My feed reader was unusually empty this morning (only about 60% of the usual number of posts) so today’s edition is a little shorter than the norm. Additionally, a number of articles today come from the blogs.msdn.com site, which at the time of writing this seems to be returning ‘Bad Request – Request Too Long’ for most requests from my ISP, but hopefully this is only affecting me.

Software

Information

  • More on Late-Bound Invocations with Expression Trees – Jimmy Bogard talks about using Expression Trees to help improve the performance of his AutoMapper, and looks towards the future features of Expression Trees in .NET 4 to further enhance things
  • A new and improved ASP.NET MVC T4 template – David Ebbo continues improving his ASP.NET MVC T4 Templates, this time moving from runtime code generation to design time code generation, talking about the chalenges in moving between the two types
  • Troubleshooting "Velocity" Series – Amit Kumar Yadav of the Velocity Project team talks about some of the common problems that people encounter when using the Velocity Distributed Cache
  • Pex to the rescue – ‘alkampfer’ takes an introductory look at the PEX tools from Microsoft Research looking at how you can get started when and what Pex can do for you.
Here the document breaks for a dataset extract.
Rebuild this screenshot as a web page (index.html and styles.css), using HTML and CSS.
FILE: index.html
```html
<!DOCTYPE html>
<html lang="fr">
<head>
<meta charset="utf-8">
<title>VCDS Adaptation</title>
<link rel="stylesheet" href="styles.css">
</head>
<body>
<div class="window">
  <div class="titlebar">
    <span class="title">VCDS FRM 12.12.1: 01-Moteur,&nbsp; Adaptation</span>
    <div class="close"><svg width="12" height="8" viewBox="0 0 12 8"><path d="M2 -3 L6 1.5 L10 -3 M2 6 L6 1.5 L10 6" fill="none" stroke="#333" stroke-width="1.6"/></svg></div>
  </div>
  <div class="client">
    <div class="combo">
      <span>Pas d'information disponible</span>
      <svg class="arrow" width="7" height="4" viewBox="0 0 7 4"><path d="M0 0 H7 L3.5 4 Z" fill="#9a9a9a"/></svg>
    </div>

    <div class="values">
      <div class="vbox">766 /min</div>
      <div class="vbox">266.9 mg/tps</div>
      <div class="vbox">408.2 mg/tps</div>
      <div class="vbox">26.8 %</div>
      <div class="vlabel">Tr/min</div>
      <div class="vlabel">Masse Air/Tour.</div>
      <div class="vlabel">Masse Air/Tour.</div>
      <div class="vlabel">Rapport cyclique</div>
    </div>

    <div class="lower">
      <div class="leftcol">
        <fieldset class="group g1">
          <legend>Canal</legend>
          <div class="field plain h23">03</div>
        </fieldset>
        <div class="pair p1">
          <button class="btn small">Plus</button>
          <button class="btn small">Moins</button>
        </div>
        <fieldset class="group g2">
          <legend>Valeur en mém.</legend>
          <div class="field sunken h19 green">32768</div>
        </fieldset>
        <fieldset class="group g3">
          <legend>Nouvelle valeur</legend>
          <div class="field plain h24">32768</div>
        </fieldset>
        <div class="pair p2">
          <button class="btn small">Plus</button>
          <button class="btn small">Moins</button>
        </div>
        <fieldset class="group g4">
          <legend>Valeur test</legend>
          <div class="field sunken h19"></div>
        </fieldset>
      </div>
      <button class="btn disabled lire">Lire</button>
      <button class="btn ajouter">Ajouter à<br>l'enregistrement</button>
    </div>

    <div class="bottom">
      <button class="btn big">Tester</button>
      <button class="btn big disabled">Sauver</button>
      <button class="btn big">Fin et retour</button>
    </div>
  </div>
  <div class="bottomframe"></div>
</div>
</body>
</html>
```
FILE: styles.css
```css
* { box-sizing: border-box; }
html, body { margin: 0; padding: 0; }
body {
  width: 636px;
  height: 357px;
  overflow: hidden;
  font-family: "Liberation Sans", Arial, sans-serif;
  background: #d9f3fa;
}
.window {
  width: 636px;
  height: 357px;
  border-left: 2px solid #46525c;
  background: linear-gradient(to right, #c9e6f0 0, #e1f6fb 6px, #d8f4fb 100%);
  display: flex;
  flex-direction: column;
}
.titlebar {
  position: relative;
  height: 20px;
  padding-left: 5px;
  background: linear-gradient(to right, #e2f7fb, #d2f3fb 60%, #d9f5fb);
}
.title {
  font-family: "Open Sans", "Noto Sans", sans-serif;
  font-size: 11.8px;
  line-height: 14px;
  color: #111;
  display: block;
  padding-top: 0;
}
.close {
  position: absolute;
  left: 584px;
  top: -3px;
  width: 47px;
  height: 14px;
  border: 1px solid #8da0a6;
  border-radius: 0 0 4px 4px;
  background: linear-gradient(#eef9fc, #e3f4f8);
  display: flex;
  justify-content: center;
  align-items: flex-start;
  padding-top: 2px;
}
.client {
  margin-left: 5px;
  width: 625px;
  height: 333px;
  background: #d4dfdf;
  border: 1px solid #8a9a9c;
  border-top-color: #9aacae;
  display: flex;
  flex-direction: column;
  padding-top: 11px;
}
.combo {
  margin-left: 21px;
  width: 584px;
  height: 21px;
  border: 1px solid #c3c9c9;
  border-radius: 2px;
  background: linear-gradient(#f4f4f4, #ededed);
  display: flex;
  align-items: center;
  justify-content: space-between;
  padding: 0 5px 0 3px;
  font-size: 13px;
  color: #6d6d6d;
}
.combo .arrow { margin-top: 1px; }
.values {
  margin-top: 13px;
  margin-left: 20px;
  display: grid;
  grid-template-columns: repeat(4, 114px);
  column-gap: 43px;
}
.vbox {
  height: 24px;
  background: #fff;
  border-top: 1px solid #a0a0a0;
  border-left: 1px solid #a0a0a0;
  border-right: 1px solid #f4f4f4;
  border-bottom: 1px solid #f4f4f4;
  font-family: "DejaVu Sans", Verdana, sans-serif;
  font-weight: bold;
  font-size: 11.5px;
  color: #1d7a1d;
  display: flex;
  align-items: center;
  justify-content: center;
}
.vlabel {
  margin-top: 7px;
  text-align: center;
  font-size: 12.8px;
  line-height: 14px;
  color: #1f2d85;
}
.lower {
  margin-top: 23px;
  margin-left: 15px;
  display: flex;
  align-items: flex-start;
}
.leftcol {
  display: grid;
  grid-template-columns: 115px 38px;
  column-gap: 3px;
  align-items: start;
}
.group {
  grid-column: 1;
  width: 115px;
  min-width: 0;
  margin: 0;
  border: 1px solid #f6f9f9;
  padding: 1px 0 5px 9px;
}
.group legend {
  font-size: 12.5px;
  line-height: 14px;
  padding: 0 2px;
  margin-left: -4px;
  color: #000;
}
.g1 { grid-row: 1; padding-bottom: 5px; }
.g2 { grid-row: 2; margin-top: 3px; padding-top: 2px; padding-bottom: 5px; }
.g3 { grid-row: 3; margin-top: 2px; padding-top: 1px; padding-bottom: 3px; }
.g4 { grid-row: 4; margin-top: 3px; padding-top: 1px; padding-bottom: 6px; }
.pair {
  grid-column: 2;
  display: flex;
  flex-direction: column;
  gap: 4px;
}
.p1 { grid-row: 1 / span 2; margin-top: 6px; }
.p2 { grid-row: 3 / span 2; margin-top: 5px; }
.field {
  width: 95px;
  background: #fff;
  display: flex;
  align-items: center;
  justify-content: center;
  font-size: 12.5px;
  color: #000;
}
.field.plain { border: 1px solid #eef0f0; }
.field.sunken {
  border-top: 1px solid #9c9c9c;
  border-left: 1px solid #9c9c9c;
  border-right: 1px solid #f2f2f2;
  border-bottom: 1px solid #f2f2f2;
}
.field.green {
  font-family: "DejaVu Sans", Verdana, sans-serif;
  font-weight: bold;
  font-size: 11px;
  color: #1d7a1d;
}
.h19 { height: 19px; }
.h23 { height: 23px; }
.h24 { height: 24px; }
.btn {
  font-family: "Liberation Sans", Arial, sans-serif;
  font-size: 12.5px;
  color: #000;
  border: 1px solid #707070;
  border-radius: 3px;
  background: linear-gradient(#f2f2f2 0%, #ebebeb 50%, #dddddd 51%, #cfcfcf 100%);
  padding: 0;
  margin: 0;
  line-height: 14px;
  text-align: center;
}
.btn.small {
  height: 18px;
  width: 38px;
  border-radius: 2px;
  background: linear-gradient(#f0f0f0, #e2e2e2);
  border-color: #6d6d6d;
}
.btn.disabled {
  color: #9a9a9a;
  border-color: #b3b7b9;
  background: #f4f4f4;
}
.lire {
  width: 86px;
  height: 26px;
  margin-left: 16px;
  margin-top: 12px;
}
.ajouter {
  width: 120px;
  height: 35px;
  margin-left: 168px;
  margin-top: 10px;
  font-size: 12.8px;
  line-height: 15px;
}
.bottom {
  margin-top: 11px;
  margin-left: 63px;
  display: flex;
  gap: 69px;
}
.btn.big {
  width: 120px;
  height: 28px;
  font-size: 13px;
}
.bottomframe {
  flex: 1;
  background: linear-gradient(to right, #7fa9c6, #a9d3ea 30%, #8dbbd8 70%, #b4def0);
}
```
  • Vary with Care – Eric Law shares and article from the Fiddler site, talking about the differing and problematic behaviour of Internet Explorer versions when it encounters the vary HTTP Response header
  • Introduction to WF Designer Rehosting (Part 2) – Matt Winkle gets down to the business end of implementing the WF Designer in his own application in this second part of a series post. The first part was an introduction, and in this part Matt gets on with implementing the sample project, starting at ‘File>New Project’
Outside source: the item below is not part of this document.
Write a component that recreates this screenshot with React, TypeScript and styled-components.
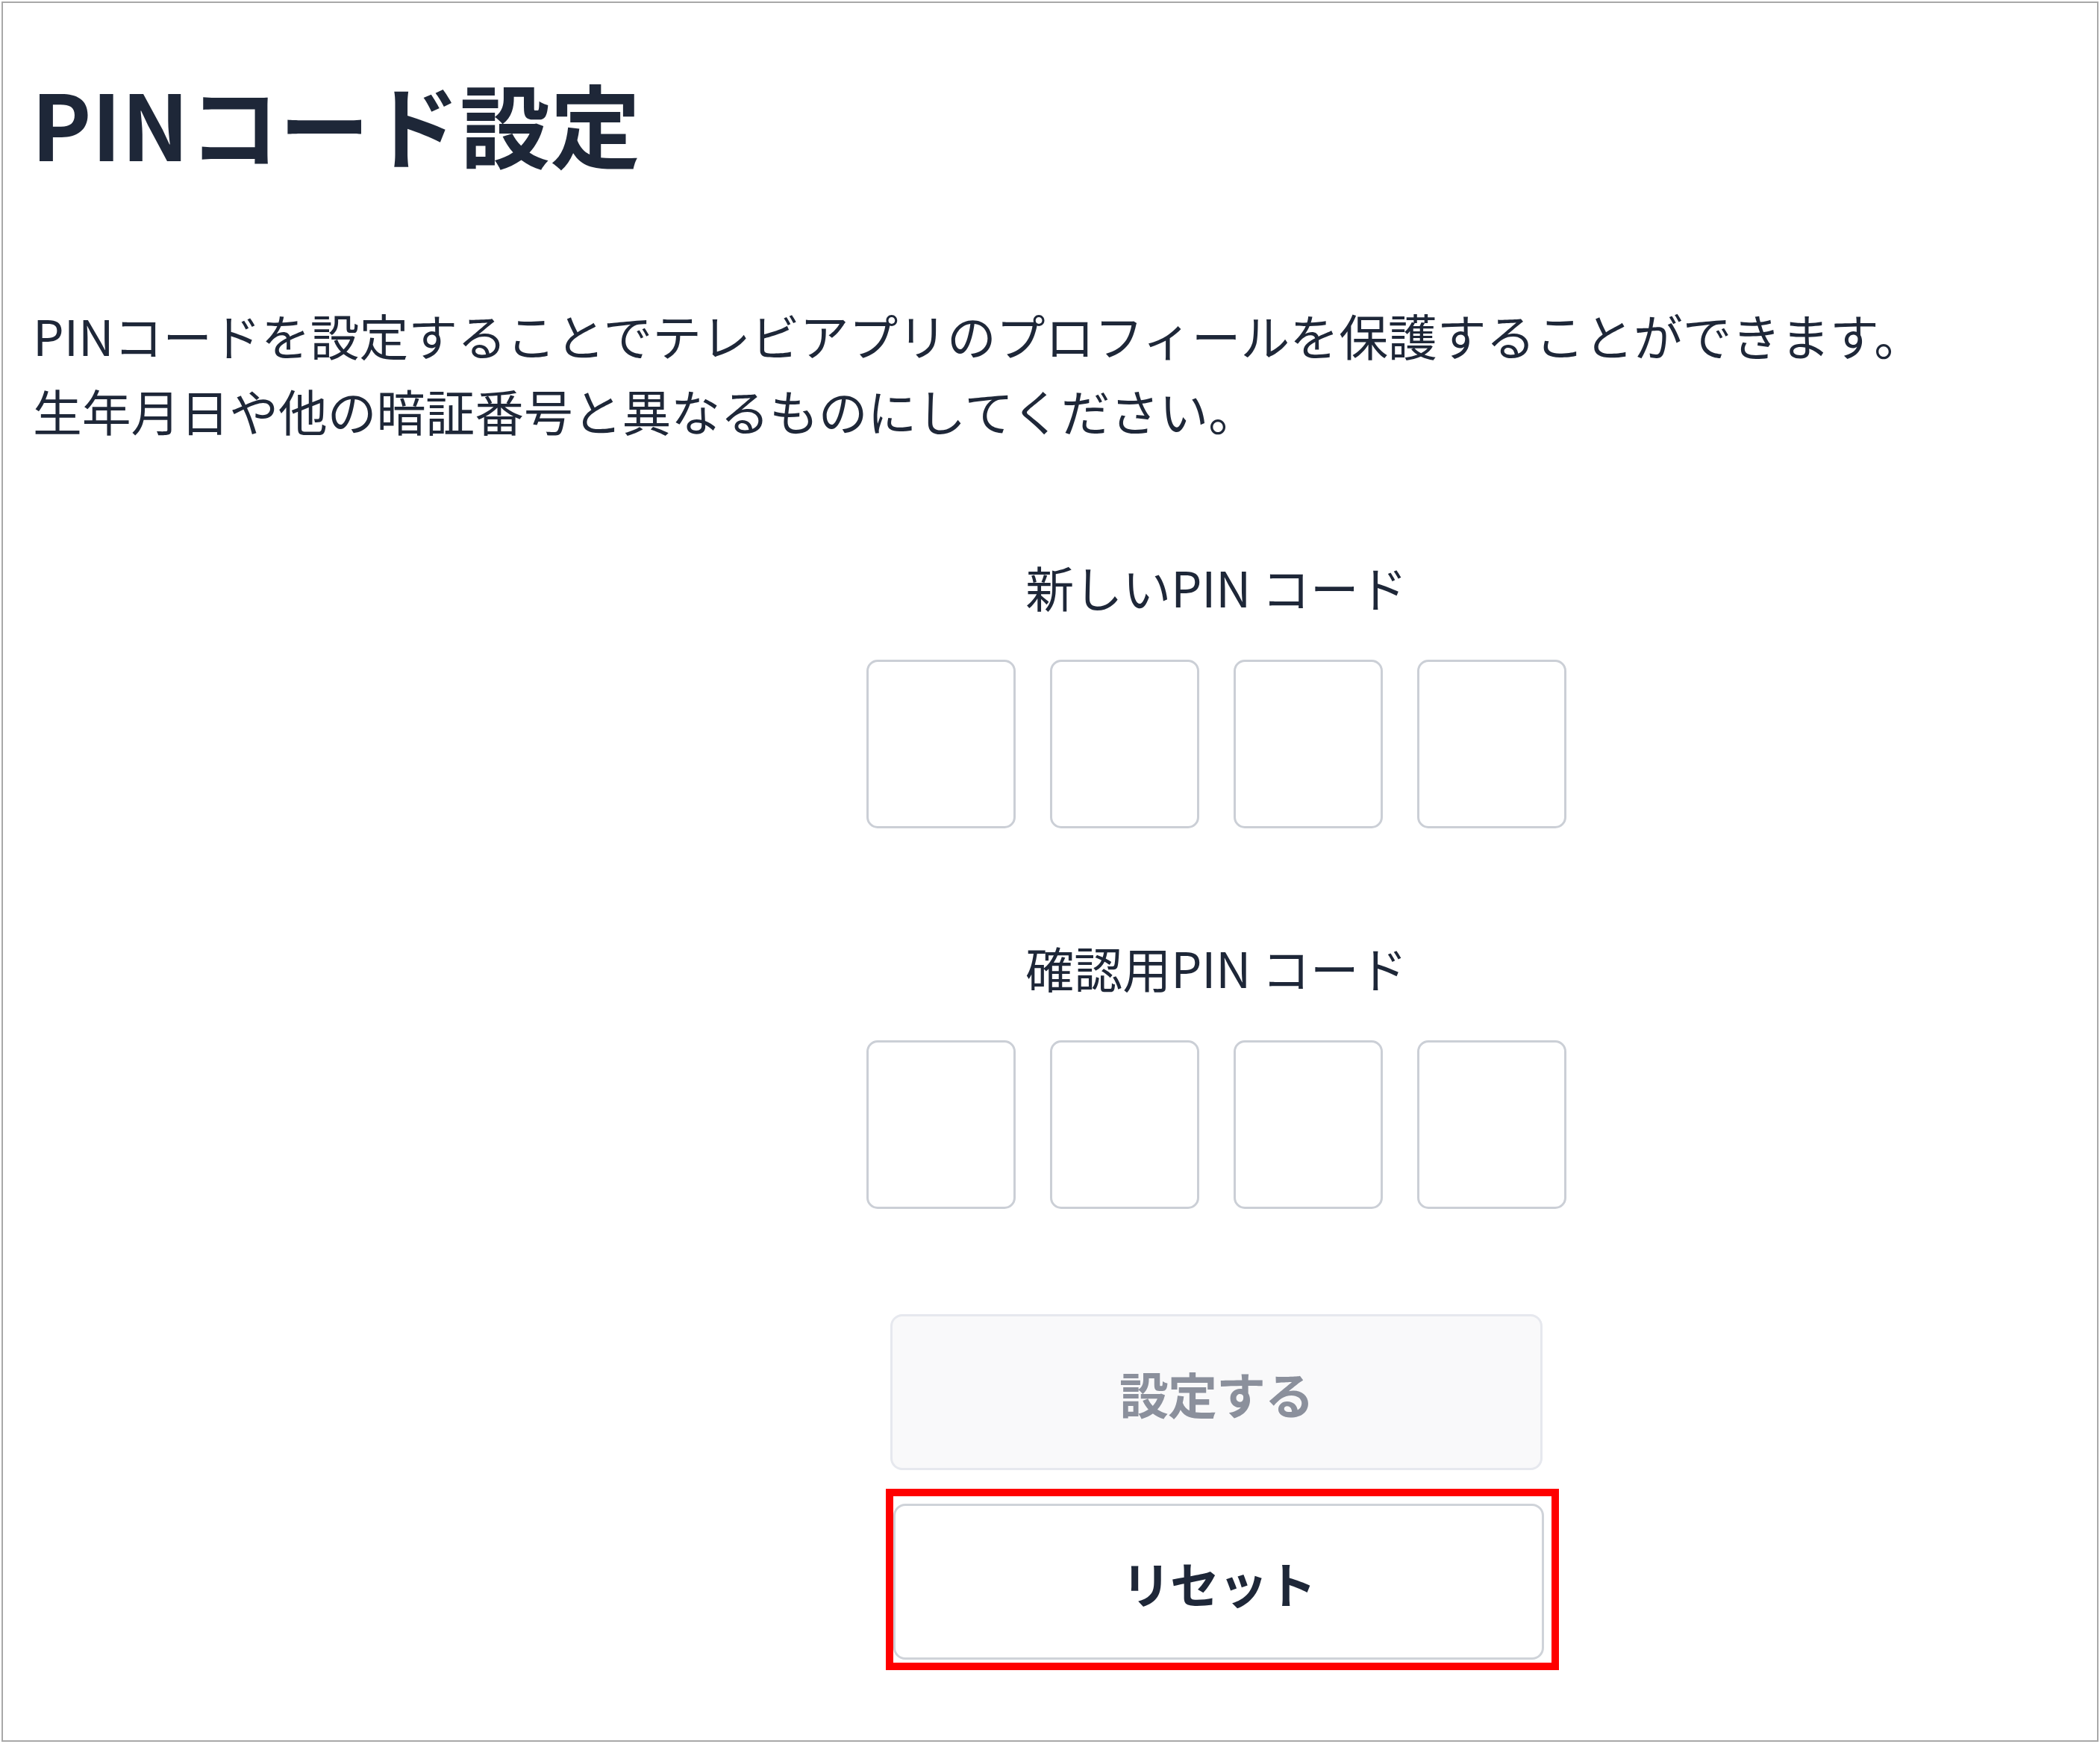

  • WCF Instancing, Concurrency, and Throttling – Part 2 – Rick Rainey explores some of the concurrency facilities in WCF, looking at the different types of service they result in
  • Opinionated Input Builders- Part 8 the Auto Form – Eric Hexter continues his series on his Opinionated Input Builders for ASP.NET MVC with a look at the natural next step, generating the whole form automatically from the model with a single line in the view.